Professional ratings
Review scores
| Source | Rating |
| Allmusic | Star Half star |
| Rolling Stone | Star |
| Sounds | Star |

==Background and recording==
REO Speedwagon lead vocalist/guitarist Kevin Cronin recalled, "After the huge success with Hi Infidelity... everyone was putting pressure on us to get back in the studio as quickly as we could to ensure we made the most of the situation. As I was the main writer, I was the person who had to get the songs done. But I told them I didn’t have enough of a good enough standard ready. I should have really stuck by my guns and refused to be badgered into recording until I was prepared. But in the end I went with the flow, and that was a mistake."

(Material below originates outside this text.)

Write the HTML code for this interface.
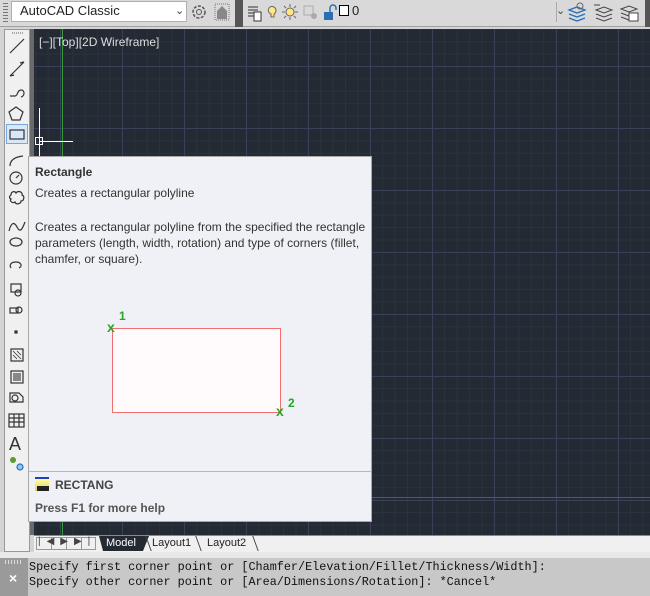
<!DOCTYPE html>
<html><head><meta charset="utf-8"><style>
*{margin:0;padding:0;box-sizing:border-box}
body{width:650px;height:596px;overflow:hidden;background:#d4d4d4;font-family:"Liberation Sans",sans-serif;position:relative}
.abs{position:absolute}
#top{left:0;top:0;width:650px;height:27px;background:#d9d9d9;border-bottom:1px solid #a0a0a0}
#canvas{left:34px;top:29px;width:616px;height:506px;background-color:#232a33;
background-image:
linear-gradient(to right,#39415a 1px,transparent 1px),
linear-gradient(to bottom,#39415a 1px,transparent 1px),
linear-gradient(to right,#2a323e 1px,transparent 1px),
linear-gradient(to bottom,#2a323e 1px,transparent 1px);
background-size:62px 62px,62px 62px,12.4px 12.4px,12.4px 12.4px;
background-position:26px 37px,26px 37px,26px 37px,26px 37px}
.tt{font-size:12px;color:#333}
</style></head><body>
<div id="top" class="abs"></div>
<div class="abs" style="left:3px;top:3px;width:5px;height:20px;background:repeating-linear-gradient(#777 0 1px,transparent 1px 3px)"></div>
<div class="abs" style="left:11px;top:1px;width:176px;height:21px;background:#fff;border:1px solid #b0b0b0"></div>
<div class="abs tt" style="left:20px;top:3px;font-size:13px;color:#222">AutoCAD Classic</div>
<div class="abs" style="left:175px;top:4px;font-size:11px;color:#444">&#8964;</div>
<svg class="abs" style="left:189px;top:2px" width="44" height="22"><circle cx="10" cy="10" r="6" fill="none" stroke="#555" stroke-width="1.5" stroke-dasharray="3 1.5"/><circle cx="10" cy="10" r="2.5" fill="none" stroke="#555"/><rect x="26" y="2" width="14" height="16" fill="none" stroke="#777" stroke-dasharray="1 1"/><path d="M28 17V9l5-5 5 5v8z" fill="#888"/></svg>
<div class="abs" style="left:235px;top:0;width:8px;height:27px;background:#555"></div>
<svg class="abs" style="left:246px;top:3px" width="100" height="20"><path d="M2 4h10M2 7h10M2 10h10M2 13h6" stroke="#333"/><rect x="8" y="9" width="7" height="9" fill="#fff" stroke="#333"/><path d="M24 4a4 4 0 1 1 4 7v3h-3v-3a4 4 0 0 1-1-7z" fill="#ffe680" stroke="#666"/><circle cx="44" cy="9" r="4" fill="#ffe680" stroke="#666"/><path d="M44 1v3M44 14v3M36 9h3M49 9h3M38 3l2 2M48 13l2 2M38 15l2-2M48 5l2-2" stroke="#666"/><rect x="58" y="3" width="9" height="9" fill="none" stroke="#aaa"/><circle cx="68" cy="13" r="3" fill="#aaa"/><rect x="78" y="9" width="9" height="8" fill="#2a6fb5"/><path d="M84 9V5a3 3 0 0 1 6 0v2" fill="none" stroke="#2a6fb5" stroke-width="1.5"/></svg>
<div class="abs" style="left:339px;top:5px;width:10px;height:11px;background:#fff;border:1px solid #000"></div>
<div class="abs tt" style="left:352px;top:3px;font-size:13px;color:#222">0</div>
<div class="abs" style="left:556px;top:2px;width:6px;height:20px;border-left:1px solid #aaa"></div>
<div class="abs" style="left:556px;top:4px;font-size:11px;color:#444">&#8964;</div>
<svg class="abs" style="left:566px;top:2px" width="80" height="22"><path d="M3 8l8-3 8 3-8 3zM3 12l8 3 8-3M3 16l8 3 8-3" fill="none" stroke="#2a6fb5" stroke-width="1.3"/><circle cx="14" cy="4" r="3" fill="none" stroke="#666"/><path d="M30 8l8-3 8 3-8 3zM30 12l8 3 8-3M30 16l8 3 8-3" fill="none" stroke="#444"/><path d="M28 3h6" stroke="#444"/><path d="M55 7l8-3 8 3-8 3zM55 11l8 3M55 15l8 3" fill="none" stroke="#444"/><rect x="63" y="11" width="9" height="8" fill="#fff" stroke="#444"/></svg>
<div class="abs" style="left:645px;top:0;width:5px;height:27px;background:#555"></div>

<div id="canvas" class="abs"></div>
<div class="abs" style="left:62px;top:29px;width:1px;height:506px;background:#3a9a3a"></div>
<div class="abs" style="left:371px;top:497px;width:279px;height:1px;background:#b83030"></div>
<div class="abs" style="left:39px;top:35px;font-size:12px;color:#ddd">[&#8722;][Top][2D Wireframe]</div>
<div class="abs" style="left:39px;top:108px;width:1px;height:48px;background:#fff"></div>
<div class="abs" style="left:39px;top:141px;width:34px;height:1px;background:#fff"></div>
<div class="abs" style="left:35px;top:137px;width:8px;height:8px;border:1px solid #fff"></div>

<div class="abs" style="left:4px;top:29px;width:26px;height:523px;background:#f0f0f0;border:1px solid #999"></div>
<div class="abs" style="left:30px;top:29px;width:4px;height:506px;background:#6a6a6a"></div>
<div class="abs" style="left:0;top:552px;width:650px;height:6px;background:#e8e8e8"></div>
<div class="abs" style="left:6px;top:124px;width:22px;height:20px;background:#d8e8f8;border:1px solid #7aa7d8"></div>
<svg class="abs" style="left:4px;top:30px" width="26" height="450" fill="none" stroke="#333" stroke-width="1.2">
<path d="M8 3h12" stroke="#777" stroke-dasharray="1 1"/>
<path d="M6 23L20 9"/><path d="M6 46L20 32M6 46l4-1M20 32l-4 1"/><path d="M6 66h5c3 0 2-6 6-6s4 6 0 7"/>
<path d="M12 77l7 5-3 8H8l-3-8z"/><rect x="6" y="100" width="14" height="9"/>
<path d="M6 136c0-6 5-9 13-10"/><circle cx="12" cy="148" r="6"/><path d="M12 148l3-3"/>
<path d="M7 165c0-4 4-4 5-2 2-3 7-1 6 2 3 1 2 6-1 6 0 3-5 4-6 1-3 2-6-2-4-3-2-1-2-3 0-4z"/>
<path d="M5 201c2-8 5-10 8-4s5 3 8-5"/><ellipse cx="12" cy="212" rx="6" ry="4"/>
<path d="M15 238c4-2 2-6-3-6s-7 3-5 6"/>
<rect x="7" y="254" width="10" height="8"/><circle cx="14" cy="263" r="3"/>
<rect x="6" y="278" width="8" height="5"/><circle cx="15" cy="280" r="3"/>
<rect x="11" y="301" width="2" height="2" fill="#333"/>
<rect x="7" y="319" width="12" height="12"/><path d="M9 321l8 8M9 325l4 4M13 321l4 4" stroke-width="0.8"/>
<rect x="7" y="341" width="12" height="12"/><rect x="9" y="343" width="8" height="8" fill="#888" stroke="none"/>
<path d="M6 363h9l4 4v5H6z"/><circle cx="11" cy="368" r="3"/>
<rect x="5" y="384" width="15" height="13"/><path d="M5 388h15M5 392h15M10 384v13M15 384v13"/>
<text x="5" y="420" font-size="18" fill="#333" stroke="none" font-family="Liberation Sans">A</text>
<circle cx="9" cy="430" r="3" fill="#5a9a30" stroke="none"/><circle cx="16" cy="437" r="3" fill="#8cc8f0" stroke="#2a6fb5"/>
</svg>

<div class="abs" style="left:28px;top:156px;width:344px;height:366px;background:#f0f1f6;border:1px solid #a8a8a8"></div>
<div class="abs" style="left:35px;top:165px;font-size:12px;font-weight:bold;color:#333">Rectangle</div>
<div class="abs" style="left:35px;top:186px;font-size:12px;color:#333">Creates a rectangular polyline</div>
<div class="abs" style="left:35px;top:219px;font-size:12px;color:#333;line-height:16px;width:335px">Creates a rectangular polyline from the specified the rectangle parameters (length, width, rotation) and type of corners (fillet, chamfer, or square).</div>
<div class="abs" style="left:112px;top:328px;width:169px;height:85px;background:#fffbfd;border:1px solid #f07070"></div>
<div class="abs" style="left:107px;top:319px;font-size:14px;font-weight:bold;color:#22a822">x</div>
<div class="abs" style="left:119px;top:309px;font-size:12px;font-weight:bold;color:#22a822">1</div>
<div class="abs" style="left:276px;top:403px;font-size:14px;font-weight:bold;color:#22a822">x</div>
<div class="abs" style="left:288px;top:396px;font-size:12px;font-weight:bold;color:#22a822">2</div>
<div class="abs" style="left:29px;top:471px;width:342px;height:1px;background:#b8b8b8"></div>
<div class="abs" style="left:35px;top:477px;width:14px;height:14px;background:linear-gradient(#ffffa0,#e0d060);border-top:2px solid #2040c0"></div>
<div class="abs" style="left:37px;top:486px;width:12px;height:5px;background:#222"></div>
<div class="abs" style="left:55px;top:478px;font-size:12px;font-weight:bold;color:#444">RECTANG</div>
<div class="abs" style="left:35px;top:501px;font-size:12px;font-weight:bold;color:#555">Press F1 for more help</div>

<div class="abs" style="left:34px;top:535px;width:616px;height:17px;background:#f0f0f0;border-top:1px solid #888"></div>
<div class="abs" style="left:36px;top:537px;width:60px;height:13px;border:1px solid #999;background:repeating-linear-gradient(to right,#f0f0f0 0 14px,#999 14px 15px)"></div>
<div class="abs" style="left:38px;top:536px;font-size:10px;color:#444;letter-spacing:6px">|◀▶▶|</div>
<div class="abs" style="left:99px;top:536px;width:50px;height:15px;background:#232a33;clip-path:polygon(0 0,100% 0,88% 100%,8% 100%)"></div>
<div class="abs" style="left:106px;top:537px;font-size:11px;color:#fff">Model</div>
<div class="abs" style="left:152px;top:537px;font-size:11px;color:#222">Layout1</div>
<div class="abs" style="left:148px;top:536px;width:1px;height:15px;background:#444;transform:skewX(20deg)"></div>
<div class="abs" style="left:198px;top:536px;width:1px;height:15px;background:#444;transform:skewX(20deg)"></div>
<div class="abs" style="left:207px;top:537px;font-size:11px;color:#222">Layout2</div>
<div class="abs" style="left:255px;top:536px;width:1px;height:15px;background:#444;transform:skewX(20deg)"></div>

<div class="abs" style="left:0;top:558px;width:650px;height:38px;background:#c8c8c8"></div>
<div class="abs" style="left:0;top:558px;width:28px;height:38px;background:#9a9a9a"></div>
<div class="abs" style="left:5px;top:560px;width:18px;height:4px;background:repeating-linear-gradient(to right,#ddd 0 1px,transparent 1px 3px)"></div>
<div class="abs" style="left:9px;top:570px;font-size:14px;font-weight:bold;color:#fff">×</div>
<div class="abs" style="left:29px;top:560px;font-family:'Liberation Mono',monospace;font-size:11.8px;line-height:15px;color:#111;white-space:pre">Specify first corner point or [Chamfer/Elevation/Fillet/Thickness/Width]:
Specify other corner point or [Area/Dimensions/Rotation]: *Cancel*</div>
</body></html>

None of the songs from this album have been performed by the band in concert since 1983 except "Stillness of the Night" (which was performed in November 1984 at LaCrosse, WI), "Every Now and Then" (only played twice on the original tour, but also performed at Clarkston MI in July 1985), "Good Trouble" (which was performed one time each in 1984, 1989, and 1993), and "Keep the Fire Burnin'", which was played as an acoustic version in their two shows at Valencia, Venezuela during the "Live As We Know It Tour '87," was played occasionally after that, and became a fixture in the set again in 2012. "The Key" was part of a five-song medley the band performed during their 2001 tour.

==Track listing==

Side one
| No. | Title | Writer(s) | Length |
|---|---|---|---|
| 1. | "Keep the Fire Burnin'" | Kevin Cronin | 3:53 |
| 2. | "Sweet Time" | Cronin | 3:08 |
| 3. | "Girl with the Heart of Gold" | Bruce Hall | 4:24 |
| 4. | "Every Now and Then" | Gary Richrath | 4:00 |
| 5. | "I'll Follow You" | Richrath | 4:24 |

Side two
| No. | Title | Writer(s) | Length |
|---|---|---|---|
| 6. | "The Key" | Cronin | 3:26 |
| 7. | "Back in My Heart Again" | Richrath | 3:19 |
| 8. | "Let's Be-Bop" | Hall | 3:14 |
| 9. | "Stillness of the Night" | Richrath | 3:43 |
| 10. | "Good Trouble" | Cronin | 4:08 |

==Personnel==

REO Speedwagon
- Kevin Cronin – lead and backing vocals (except on "Let's Be-Bop"), acoustic piano on "Keep the Fire Burnin'", acoustic and rhythm guitars
- Gary Richrath – electric guitar
- Neal Doughty – keyboards
- Bruce Hall – bass, lead vocals on "Girl with the Heart of Gold" and "Let's Be-Bop"
- Alan Gratzer – drums, tambourine

Additional personnel
- Steve Forman – chimes and crotales on "Sweet Time", shaker on "The Key"
- Tom Kelly – backing vocals
- Richard Page – backing vocals

== Production ==
- Kevin Beamish – producer, engineer
- Kevin Cronin – producer, arrangements
- Alan Gratzer – producer
- Gary Richrath – producer
- Bruce Barris – assistant engineer
- Tom Cummings – assistant engineer
- Jeff Sanders – mastering
- John Kosh – art direction, design
- Ron Larson – art direction, design
- Aaron Rapoport – photography

==Charts==

| Chart (1982) | Peak position |
|---|---|
| Canada Top Albums/CDs (RPM) | 18 |
| Dutch Albums (Album Top 100) | 39 |
| German Albums (Offizielle Top 100) | 17 |
| Norwegian Albums (VG-lista) | 7 |
| Swedish Albums (Sverigetopplistan) | 18 |
| UK Albums (OCC) | 29 |
| US Billboard 200 | 7 |

==Certifications==

| Region | Certification | Certified units/sales |
| United States (RIAA) | 2× Platinum | 2,000,000^{^} |
^{^} Shipments figures based on certification alone.